Bradley Schneider sends this argument of his devising:
Premise 1: If God exists, God has the power to eliminate/overcome/defeat any evil in reality without creating more evil (i.e., God and evil can coexist but God should prevail over evil in the end).
Premise 2: Radical skepticism about the world is an evil (NOT that radical skeptics are evil; rather, our inability to counter radical skepticism and to be sure about our knowledge of reality is an evil).
Premise 3: God cannot eliminate radical skepticism without overriding free will (creating another evil) -- e.g., a skeptic who dies and goes to heaven may still not be convinced that he or she is not under an illusion created by a Cartesian demon; heaven could be part of the illusion.
Conclusion: God does not exist.
I accept the first two premises. With respect to the second, I have long believed that our deep and irremediable ignorance on matters of great importance to us is a major evil and germane both to the case for God's nonexistence, but also to the anti-natalist case. (Atheists who argue to the nonexistence of God from evil ought to consider whether the manifold evils of this world don't also put paid to the notion that human life is worth living and propagating.)
I balk, however, at the third premise. Schneider seems to be assuming that the origin of radical skepticism is in a free decision not to accept some putative givenness. There is, I admit, the willful refusal on the part of certain perverse individuals to accept the evident, and even the self-evident; as I see it, however, the origin of radical skepticism is not in a free refusal to accept what is evident or self-evident, but in a set of considerations that the skeptic finds compelling. A skeptic is not a willful denier, but a doubter, and indeed one whose doubt is in the service of cognition. He doesn't doubt for the sake of doubting, but for the sake of knowing. The skeptic wants to know, but he has high standards: he wants objective certainty, not mere subjective conviction. He doubts whatever can be doubted in order to arrive at epistemic bedrock. This is what motivates the hyperbolic doubt of the Dream Argument and the considerations anent the evil genius.

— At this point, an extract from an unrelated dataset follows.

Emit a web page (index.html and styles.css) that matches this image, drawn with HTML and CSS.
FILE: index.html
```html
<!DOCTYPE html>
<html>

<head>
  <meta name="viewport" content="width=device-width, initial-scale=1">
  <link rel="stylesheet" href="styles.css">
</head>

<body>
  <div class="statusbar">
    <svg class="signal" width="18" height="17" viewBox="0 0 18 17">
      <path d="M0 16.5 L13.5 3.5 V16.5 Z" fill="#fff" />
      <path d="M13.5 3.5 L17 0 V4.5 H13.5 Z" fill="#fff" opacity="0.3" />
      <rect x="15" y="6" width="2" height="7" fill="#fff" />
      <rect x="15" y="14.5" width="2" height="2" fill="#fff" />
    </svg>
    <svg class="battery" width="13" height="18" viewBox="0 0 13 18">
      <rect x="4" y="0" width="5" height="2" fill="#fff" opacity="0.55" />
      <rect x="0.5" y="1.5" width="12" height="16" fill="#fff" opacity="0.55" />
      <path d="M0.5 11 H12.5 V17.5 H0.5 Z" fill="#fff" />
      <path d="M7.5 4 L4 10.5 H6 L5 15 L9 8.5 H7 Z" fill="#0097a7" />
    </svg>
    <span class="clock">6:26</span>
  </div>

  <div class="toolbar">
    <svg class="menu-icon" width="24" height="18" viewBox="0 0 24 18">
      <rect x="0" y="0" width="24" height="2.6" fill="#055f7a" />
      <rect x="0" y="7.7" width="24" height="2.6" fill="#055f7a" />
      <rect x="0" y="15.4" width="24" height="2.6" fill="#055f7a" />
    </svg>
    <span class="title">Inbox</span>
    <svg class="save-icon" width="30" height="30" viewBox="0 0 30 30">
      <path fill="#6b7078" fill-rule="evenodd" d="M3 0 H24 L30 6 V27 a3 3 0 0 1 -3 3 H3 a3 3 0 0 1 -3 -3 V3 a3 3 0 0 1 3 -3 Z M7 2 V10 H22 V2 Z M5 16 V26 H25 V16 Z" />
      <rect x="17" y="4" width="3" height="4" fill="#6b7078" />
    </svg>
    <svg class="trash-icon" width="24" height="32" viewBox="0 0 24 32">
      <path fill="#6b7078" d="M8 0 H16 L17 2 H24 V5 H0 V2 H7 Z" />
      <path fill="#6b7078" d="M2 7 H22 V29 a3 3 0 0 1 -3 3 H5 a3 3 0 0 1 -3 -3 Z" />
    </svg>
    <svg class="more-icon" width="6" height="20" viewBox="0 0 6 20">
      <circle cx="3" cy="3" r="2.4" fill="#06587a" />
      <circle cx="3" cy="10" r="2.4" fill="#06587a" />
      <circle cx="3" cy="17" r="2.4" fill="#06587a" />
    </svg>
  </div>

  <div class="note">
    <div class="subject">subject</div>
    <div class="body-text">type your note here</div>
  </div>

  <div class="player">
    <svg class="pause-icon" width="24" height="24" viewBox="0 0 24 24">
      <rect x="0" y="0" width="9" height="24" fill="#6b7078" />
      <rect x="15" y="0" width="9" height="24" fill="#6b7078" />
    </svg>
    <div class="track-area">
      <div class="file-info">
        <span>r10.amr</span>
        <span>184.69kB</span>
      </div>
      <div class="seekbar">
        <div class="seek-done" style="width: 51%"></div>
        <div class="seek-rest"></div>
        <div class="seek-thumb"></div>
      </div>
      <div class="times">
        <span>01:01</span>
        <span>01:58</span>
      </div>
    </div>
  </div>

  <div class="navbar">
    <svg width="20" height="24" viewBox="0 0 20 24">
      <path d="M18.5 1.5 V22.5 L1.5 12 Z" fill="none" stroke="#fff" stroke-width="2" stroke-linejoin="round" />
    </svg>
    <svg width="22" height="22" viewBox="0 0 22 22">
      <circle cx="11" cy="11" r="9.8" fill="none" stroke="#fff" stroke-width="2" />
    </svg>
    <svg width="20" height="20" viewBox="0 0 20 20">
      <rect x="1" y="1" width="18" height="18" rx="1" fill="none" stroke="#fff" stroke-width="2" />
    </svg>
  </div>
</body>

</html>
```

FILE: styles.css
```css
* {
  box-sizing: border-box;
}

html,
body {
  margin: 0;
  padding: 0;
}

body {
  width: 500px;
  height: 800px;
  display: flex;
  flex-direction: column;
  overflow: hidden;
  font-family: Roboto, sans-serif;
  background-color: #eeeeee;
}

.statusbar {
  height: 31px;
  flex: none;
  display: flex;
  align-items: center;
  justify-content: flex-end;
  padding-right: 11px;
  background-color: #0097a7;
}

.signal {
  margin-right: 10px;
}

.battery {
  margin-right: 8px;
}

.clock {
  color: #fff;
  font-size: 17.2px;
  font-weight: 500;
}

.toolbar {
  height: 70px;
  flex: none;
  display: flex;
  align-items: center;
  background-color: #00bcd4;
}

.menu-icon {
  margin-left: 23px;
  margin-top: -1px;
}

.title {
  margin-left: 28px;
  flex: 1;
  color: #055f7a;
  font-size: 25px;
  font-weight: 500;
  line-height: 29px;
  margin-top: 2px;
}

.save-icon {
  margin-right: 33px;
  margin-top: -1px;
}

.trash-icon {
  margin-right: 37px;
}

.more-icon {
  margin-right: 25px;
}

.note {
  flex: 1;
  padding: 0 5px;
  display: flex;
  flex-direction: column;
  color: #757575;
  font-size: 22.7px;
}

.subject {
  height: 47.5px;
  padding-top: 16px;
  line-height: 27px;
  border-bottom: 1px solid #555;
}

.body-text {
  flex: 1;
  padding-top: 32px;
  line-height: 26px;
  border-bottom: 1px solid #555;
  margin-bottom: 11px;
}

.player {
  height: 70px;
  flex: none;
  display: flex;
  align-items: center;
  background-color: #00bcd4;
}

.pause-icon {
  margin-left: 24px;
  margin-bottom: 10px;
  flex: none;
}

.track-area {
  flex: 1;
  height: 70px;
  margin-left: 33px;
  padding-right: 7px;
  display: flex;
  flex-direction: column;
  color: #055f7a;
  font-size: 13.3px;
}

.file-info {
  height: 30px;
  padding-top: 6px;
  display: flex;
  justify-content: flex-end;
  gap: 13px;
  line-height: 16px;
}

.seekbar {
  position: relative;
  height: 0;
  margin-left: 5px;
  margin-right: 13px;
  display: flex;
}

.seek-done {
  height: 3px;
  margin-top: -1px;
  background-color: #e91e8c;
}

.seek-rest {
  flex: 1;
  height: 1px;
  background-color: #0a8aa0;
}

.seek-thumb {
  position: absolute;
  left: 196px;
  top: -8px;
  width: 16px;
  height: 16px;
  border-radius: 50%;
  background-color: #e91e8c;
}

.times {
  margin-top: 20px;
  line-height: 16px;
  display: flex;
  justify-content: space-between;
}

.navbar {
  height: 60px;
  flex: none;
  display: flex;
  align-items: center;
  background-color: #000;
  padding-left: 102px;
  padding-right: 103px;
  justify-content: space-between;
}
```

I therefore reject the claim that "God cannot eliminate radical skepticism without overriding free will . . . ." Free will doesn't come into it. Heaven is the Beatific Vision, and in that vision there will be such a perfect coalescence of finite knower and Infinite Object that no doubt can arise. In the visio beata, radical skepticism will not be possible. A mundane analog is supplied by the experience of a sensory quale such as a felt pain, or rather pleasure. In the moment that one feels it, one cannot doubt it, so long as one attends to its phenomenal features alone and brackets (in Husserl's sense) all external considerations as to causes, effects, etc. The phenomenology is indubitable whatever may be the case with the etiology.

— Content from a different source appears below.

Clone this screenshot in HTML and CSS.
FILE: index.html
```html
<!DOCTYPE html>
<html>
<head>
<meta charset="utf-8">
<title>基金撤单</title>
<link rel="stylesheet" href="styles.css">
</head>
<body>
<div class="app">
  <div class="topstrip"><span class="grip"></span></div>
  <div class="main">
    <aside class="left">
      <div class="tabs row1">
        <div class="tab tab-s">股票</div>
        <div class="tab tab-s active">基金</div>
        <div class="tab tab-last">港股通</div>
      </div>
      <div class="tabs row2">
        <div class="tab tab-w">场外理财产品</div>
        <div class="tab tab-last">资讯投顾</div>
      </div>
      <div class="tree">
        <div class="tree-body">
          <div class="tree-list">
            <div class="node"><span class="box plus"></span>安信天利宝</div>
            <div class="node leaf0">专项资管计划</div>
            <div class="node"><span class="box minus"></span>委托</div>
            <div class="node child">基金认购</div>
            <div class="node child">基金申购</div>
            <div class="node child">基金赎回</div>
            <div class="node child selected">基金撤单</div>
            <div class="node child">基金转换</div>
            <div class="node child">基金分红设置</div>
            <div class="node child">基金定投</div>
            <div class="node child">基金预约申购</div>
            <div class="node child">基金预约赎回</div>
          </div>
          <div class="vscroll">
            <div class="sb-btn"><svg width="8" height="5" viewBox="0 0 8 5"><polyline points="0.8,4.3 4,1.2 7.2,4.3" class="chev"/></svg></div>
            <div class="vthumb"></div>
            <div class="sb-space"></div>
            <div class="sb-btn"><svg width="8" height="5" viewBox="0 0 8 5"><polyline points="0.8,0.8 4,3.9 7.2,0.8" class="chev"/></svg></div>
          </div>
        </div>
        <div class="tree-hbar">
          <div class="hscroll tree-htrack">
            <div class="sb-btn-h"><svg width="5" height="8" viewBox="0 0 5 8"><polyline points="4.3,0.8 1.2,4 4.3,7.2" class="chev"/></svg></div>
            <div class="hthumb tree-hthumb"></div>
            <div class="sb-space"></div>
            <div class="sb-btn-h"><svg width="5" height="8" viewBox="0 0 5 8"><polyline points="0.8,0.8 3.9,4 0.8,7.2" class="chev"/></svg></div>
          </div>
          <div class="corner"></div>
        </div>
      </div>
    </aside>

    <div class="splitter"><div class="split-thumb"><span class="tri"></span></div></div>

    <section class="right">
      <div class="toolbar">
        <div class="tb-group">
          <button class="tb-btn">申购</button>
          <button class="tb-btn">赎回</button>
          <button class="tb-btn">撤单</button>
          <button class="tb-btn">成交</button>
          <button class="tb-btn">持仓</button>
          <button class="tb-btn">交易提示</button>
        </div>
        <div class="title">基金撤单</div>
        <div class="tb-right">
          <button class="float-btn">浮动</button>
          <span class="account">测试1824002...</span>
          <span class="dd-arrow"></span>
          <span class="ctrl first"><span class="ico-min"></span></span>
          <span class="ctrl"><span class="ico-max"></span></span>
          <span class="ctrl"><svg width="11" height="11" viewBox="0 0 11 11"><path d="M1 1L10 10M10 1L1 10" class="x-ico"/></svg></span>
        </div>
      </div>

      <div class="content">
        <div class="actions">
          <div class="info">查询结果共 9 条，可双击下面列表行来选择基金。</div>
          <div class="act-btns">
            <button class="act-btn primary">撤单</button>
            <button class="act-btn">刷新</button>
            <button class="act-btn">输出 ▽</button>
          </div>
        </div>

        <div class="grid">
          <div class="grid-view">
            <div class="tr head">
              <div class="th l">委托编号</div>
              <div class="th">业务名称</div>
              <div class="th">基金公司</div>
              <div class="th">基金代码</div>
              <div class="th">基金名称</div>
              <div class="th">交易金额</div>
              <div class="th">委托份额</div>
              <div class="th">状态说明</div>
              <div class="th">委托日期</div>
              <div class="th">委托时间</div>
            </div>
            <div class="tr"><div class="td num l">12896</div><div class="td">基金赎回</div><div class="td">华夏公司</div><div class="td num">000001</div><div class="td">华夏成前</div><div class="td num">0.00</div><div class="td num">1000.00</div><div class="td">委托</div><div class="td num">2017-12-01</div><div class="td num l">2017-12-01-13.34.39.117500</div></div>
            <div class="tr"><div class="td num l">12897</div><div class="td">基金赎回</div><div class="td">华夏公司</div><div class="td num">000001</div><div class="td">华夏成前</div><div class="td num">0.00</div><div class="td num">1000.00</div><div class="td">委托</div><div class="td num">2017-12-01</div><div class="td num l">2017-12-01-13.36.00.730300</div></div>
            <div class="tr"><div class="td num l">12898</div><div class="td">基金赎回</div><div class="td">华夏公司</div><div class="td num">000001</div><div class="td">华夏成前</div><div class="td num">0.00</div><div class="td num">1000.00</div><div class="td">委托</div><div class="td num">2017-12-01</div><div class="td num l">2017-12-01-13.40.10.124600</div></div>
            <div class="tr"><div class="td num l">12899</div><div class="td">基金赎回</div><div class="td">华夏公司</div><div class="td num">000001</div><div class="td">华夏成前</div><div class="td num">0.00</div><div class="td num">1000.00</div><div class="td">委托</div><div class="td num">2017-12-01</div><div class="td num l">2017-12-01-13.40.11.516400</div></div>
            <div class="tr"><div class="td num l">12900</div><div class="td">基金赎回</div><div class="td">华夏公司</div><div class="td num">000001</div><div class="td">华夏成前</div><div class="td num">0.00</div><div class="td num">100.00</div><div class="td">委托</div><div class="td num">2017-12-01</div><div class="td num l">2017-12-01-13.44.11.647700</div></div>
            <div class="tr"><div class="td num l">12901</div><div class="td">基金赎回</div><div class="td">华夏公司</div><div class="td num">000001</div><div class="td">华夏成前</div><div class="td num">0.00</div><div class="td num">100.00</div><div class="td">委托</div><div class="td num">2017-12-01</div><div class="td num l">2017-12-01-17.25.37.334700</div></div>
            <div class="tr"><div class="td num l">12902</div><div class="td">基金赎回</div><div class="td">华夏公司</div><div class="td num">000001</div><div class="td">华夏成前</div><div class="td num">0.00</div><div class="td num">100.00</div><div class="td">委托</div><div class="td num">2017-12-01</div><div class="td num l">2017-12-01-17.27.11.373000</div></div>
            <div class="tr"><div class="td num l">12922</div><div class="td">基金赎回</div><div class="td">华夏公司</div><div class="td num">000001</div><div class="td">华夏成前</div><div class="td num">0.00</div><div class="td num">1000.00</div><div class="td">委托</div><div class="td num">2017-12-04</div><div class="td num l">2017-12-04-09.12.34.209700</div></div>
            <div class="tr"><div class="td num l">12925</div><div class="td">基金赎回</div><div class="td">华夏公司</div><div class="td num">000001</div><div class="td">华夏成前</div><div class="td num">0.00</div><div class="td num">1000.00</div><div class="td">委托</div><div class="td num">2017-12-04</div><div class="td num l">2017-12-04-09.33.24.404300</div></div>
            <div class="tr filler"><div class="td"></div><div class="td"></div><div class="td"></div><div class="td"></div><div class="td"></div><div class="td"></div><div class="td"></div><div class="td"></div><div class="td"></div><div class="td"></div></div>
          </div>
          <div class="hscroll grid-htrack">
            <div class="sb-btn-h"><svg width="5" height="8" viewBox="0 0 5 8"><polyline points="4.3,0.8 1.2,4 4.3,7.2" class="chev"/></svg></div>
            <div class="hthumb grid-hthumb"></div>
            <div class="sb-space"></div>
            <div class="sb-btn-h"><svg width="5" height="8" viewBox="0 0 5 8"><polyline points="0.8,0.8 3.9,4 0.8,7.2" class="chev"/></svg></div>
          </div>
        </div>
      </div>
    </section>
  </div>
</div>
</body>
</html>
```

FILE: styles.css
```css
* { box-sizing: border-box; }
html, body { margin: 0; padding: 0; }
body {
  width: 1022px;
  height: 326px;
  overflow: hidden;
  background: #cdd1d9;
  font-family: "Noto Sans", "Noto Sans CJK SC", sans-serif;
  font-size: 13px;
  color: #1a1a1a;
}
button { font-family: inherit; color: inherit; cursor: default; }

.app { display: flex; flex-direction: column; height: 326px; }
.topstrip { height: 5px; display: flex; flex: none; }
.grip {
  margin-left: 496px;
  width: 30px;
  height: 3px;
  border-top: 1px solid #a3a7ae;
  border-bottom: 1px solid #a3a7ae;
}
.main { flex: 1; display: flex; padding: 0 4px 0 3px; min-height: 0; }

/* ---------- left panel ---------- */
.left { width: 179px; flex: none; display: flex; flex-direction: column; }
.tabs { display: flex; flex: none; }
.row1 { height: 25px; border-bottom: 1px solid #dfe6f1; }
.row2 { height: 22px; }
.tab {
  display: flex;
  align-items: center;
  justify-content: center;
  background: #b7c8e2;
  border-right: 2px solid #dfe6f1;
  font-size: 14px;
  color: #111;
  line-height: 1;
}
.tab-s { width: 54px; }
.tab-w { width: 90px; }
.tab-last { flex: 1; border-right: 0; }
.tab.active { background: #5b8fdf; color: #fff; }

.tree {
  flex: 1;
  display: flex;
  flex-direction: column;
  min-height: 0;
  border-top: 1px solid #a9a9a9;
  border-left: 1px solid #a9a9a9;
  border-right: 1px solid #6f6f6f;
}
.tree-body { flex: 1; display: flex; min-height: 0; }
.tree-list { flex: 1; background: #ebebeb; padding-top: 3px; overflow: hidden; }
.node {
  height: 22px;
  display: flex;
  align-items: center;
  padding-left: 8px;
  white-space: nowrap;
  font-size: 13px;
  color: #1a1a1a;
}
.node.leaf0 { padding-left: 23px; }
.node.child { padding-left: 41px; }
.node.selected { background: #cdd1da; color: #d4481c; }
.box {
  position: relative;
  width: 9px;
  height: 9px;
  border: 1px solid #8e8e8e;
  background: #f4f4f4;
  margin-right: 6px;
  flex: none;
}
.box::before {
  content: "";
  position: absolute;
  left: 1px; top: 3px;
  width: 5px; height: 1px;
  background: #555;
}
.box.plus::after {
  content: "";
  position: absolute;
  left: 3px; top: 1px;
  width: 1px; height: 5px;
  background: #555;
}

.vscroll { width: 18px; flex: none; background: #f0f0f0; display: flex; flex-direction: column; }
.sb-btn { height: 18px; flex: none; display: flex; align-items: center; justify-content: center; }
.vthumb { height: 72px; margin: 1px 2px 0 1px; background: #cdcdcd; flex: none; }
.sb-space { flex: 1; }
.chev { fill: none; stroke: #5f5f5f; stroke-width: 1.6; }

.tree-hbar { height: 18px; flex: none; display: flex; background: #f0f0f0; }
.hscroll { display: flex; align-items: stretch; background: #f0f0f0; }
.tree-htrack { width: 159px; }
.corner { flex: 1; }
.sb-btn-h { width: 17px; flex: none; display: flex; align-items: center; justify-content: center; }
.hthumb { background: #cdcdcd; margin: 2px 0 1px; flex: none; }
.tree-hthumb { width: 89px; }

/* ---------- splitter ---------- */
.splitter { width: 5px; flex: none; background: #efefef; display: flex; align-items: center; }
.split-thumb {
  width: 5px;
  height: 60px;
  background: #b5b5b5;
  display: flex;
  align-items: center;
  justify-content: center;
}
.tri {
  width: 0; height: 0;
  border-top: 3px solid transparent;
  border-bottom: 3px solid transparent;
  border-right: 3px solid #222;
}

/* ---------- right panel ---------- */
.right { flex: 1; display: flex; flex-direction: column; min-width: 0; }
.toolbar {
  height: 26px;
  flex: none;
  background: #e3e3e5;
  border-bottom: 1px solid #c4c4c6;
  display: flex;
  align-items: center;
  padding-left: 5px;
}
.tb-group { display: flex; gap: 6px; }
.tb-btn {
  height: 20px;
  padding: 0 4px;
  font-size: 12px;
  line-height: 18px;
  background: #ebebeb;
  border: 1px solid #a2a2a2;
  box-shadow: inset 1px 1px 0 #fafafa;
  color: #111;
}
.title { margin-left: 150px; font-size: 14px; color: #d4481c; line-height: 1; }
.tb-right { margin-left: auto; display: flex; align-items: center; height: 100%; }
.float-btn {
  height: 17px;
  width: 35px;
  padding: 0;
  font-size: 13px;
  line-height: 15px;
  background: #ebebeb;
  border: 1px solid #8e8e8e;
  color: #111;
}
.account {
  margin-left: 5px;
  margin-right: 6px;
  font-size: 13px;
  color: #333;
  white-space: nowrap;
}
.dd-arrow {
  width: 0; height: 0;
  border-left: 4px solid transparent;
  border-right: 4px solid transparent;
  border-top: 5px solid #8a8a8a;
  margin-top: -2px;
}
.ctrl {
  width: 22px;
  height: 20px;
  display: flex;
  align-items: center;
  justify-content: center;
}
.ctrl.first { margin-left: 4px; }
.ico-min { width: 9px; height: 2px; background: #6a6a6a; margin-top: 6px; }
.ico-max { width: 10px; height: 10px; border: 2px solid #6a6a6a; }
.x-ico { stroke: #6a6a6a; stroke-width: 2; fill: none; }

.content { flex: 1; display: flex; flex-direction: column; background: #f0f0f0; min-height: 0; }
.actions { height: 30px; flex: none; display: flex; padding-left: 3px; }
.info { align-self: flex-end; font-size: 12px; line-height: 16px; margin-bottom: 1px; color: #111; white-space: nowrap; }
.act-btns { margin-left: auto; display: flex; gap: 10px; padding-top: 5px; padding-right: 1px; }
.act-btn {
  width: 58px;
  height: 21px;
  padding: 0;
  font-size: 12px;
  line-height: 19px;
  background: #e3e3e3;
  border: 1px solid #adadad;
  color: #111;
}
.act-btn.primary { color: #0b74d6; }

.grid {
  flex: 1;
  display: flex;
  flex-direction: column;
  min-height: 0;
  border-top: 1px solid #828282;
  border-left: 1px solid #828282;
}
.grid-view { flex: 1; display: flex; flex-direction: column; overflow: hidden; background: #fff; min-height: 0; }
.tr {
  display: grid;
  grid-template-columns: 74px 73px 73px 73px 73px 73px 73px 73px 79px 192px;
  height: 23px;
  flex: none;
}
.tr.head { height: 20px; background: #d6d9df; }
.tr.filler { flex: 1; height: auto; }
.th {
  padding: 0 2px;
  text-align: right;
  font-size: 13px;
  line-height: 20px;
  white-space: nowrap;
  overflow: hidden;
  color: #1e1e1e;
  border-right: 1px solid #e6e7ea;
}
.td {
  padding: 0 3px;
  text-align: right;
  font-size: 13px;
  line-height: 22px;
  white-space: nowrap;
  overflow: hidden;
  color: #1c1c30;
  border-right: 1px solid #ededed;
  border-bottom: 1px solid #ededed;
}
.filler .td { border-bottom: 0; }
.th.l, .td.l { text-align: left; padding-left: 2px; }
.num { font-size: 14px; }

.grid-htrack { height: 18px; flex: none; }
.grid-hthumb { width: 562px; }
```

So if heaven is the Beatific Vision, heaven cannot be illusory. But this highly refined, highly Platonic, Thomist take on heaven is not for everyone. It is not for Protestants whose conception is cruder. I call that conception Life 2.0 and I contrast in with the Thomist conception in Conceiving the Afterlife: Life 2.0 or Beatific Vision ? On a crude conception, according to which Jethro will be united after death with his faithful hound 'Blue,' drink home brew, and hunt rabbits, there is room for illusion. It could be that there is a whole series of quasi-material 'spiritual' heavens above the sublunary but shy of the ultimate heaven of the Beatific Vision, but I won't pursue that speculation here.
It just so happens that I am now reading Pierre Rousselot, Intelligence (Marquette UP, 1999), which is a translation of L'Intellectualisme de Saint Thomas. On p. 35, we read:
By a profoundly logical coincidence the beatific vision, which is the final cause of the world and ultimate perfection of the created spirit, is also, according to Thomas, the only example of a created knowledge other than the intuitions of personal consciousness which seizes and possesses being such as it is, directly, not only without abstraction but with no mediation whatever. The beatific vision is perfect intellection with regard both to its object and to its mode of operation; on this account we must study it here; otherwise it would be impossible to have an exact idea of what intellection is in itself.

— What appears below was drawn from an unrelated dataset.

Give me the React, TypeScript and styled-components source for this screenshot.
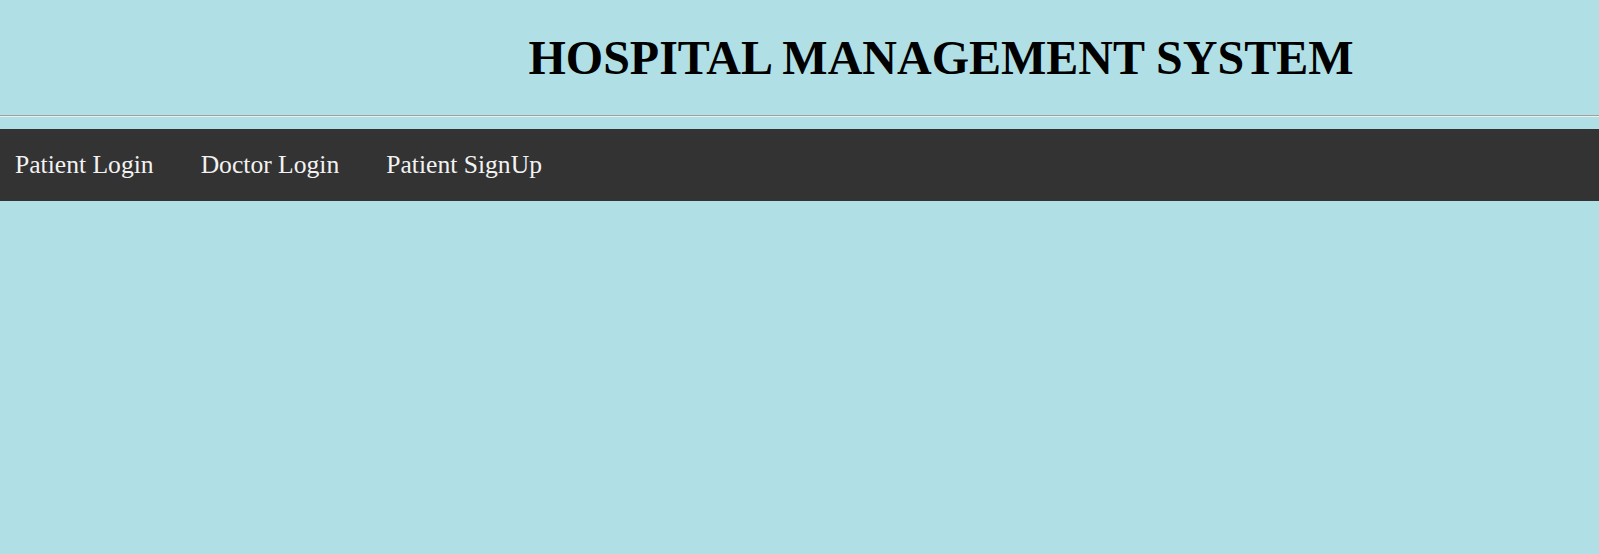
import React from "react";
import styled, { createGlobalStyle } from "styled-components";

const GlobalStyle = createGlobalStyle`
  html, body {
    margin: 0;
    padding: 0;
    background-color: #b0e0e6;
    font-family: "Liberation Serif", "Times New Roman", serif;
  }
`;

const links = ["Patient Login", "Doctor Login", "Patient SignUp"];

function App() {
  return (
    <>
      <GlobalStyle />
      <Page>
        <Header>
          <Title>HOSPITAL MANAGEMENT SYSTEM</Title>
        </Header>
        <Divider />
        <TopNav>
          {links.map((label) => (
            <NavLink key={label} href="#">
              {label}
            </NavLink>
          ))}
        </TopNav>
      </Page>
    </>
  );
}

const Page = styled.div`
  min-height: 554px;
  background-color: #b0e0e6;
`;

const Header = styled.header`
  display: flex;
  justify-content: center;
  padding: 34px 0 0 283px;
  height: 81px;
  box-sizing: border-box;
`;

const Title = styled.h1`
  margin: 0;
  font-size: 48px;
  line-height: 47px;
  font-weight: bold;
  color: #000;
  white-space: nowrap;
`;

const Divider = styled.hr`
  margin: 34px 0 12px;
  border: none;
  border-top: 1px solid #a0a0a0;
  border-bottom: 1px solid #eeeeee;
  height: 0;
`;

const TopNav = styled.nav`
  display: flex;
  align-items: center;
  gap: 47px;
  height: 72px;
  padding: 0 15px;
  background-color: #333;
`;

const NavLink = styled.a`
  color: #f2f2f2;
  font-size: 25.6px;
  text-decoration: none;
`;

export default App;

This text supports my analogy above. "The intuitions of personal consciousness" are the felt qualia I referred to. These are "created knowledges" Writ Very Small, paltry sublunary analogs (e.g., the smell of burnt toast) of the ultimate coalescence of subject and object in the visio beata. But in both the sublunary and beatific cases, Being (esse) is seized and possessed directly, not via abstract concepts and without the mediation of epistemic deputies and mediators. Being is grasped itself and not via representations. The little mysticisms of sensation prefigure the Big Mysticism of Ultimate Beatitude.
My prose is starting to 'flow French,' but I trust you catch my drift.